Наиболее интересные выражения, однако, были высказаны профессионалами, теми, кто принял непосредственное участие в «переходе» и искренне верил в него. Так, одна англоязычная газета, издаваемая в Москве проельцински настроенными экспатриантами, опубликовала целых два редакционных отклика на мою статью в одном выпуске{158}. Я расценил это тогда не только как знак внимания, но и как показатель того, что редакция этой газеты уже предчувствовала близкий крах своей идеи, даже несмотря на только что прошедшие перевыборы Ельцина и относительно стабильную финансовую ситуацию.
Но самое большое впечатление на меня произвёл один ночной телефонный звонок, нашедший меня в Москве сразу после публикации статьи в «Nation». Звонивший, чиновник средней руки, работавший в европейском отделении МВФ, желал поговорить конфиденциально. Как он объяснил, он взялся за труд разыскать меня, чтобы выразить благодарность: «Вы написали то, что было очень нужно сказать, но ни я, ни мои коллеги сказать не могли». Он сказал также, что распространил копии моей статьи в МВФ и Всемирном банке.

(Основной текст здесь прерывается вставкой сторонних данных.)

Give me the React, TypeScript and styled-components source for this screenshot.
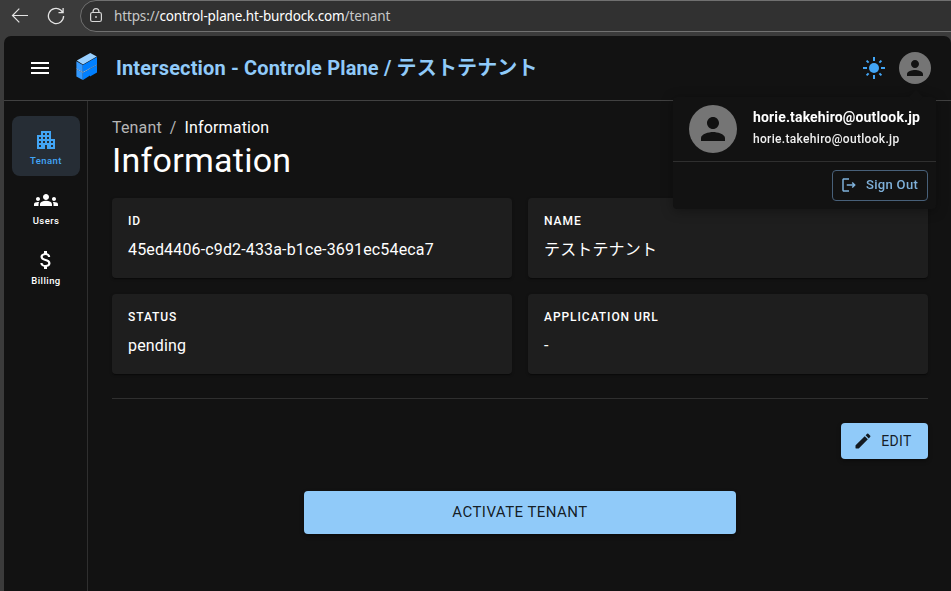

Мне было очень лестно узнать из первых рук, что у меня и других критиков американской политики в отношении России есть сочувствующие в официальных структурах, но беспокоило то, что среди них нет и, по всей видимости, ещё долго не будет желающих сказать это вслух. Их молчание напомнило мне тех многочисленных «скрытых» диссидентов в среде бывшей советской и партийной бюрократии, которых я знал когда-то, но у тех, по крайней мере, были для этого серьёзные причины.
ДРУГАЯ РОССИЯ.
Август 1997 г.
Всякий, кто думает, что пропаганда в советском стиле есть дело давно минувших дней, должен обязательно посетить Москву этим летом 1997 г. В июле значительная часть «свободной прессы», контролируемая Кремлем и олигархами, воспользовалась первой годовщиной перевыборов президента Ельцина, чтобы отпраздновать «успехи» его правления, особенно с тех пор, как он благополучно вернулся к должности после операции на сердце, перенесённой им несколько месяцев назад.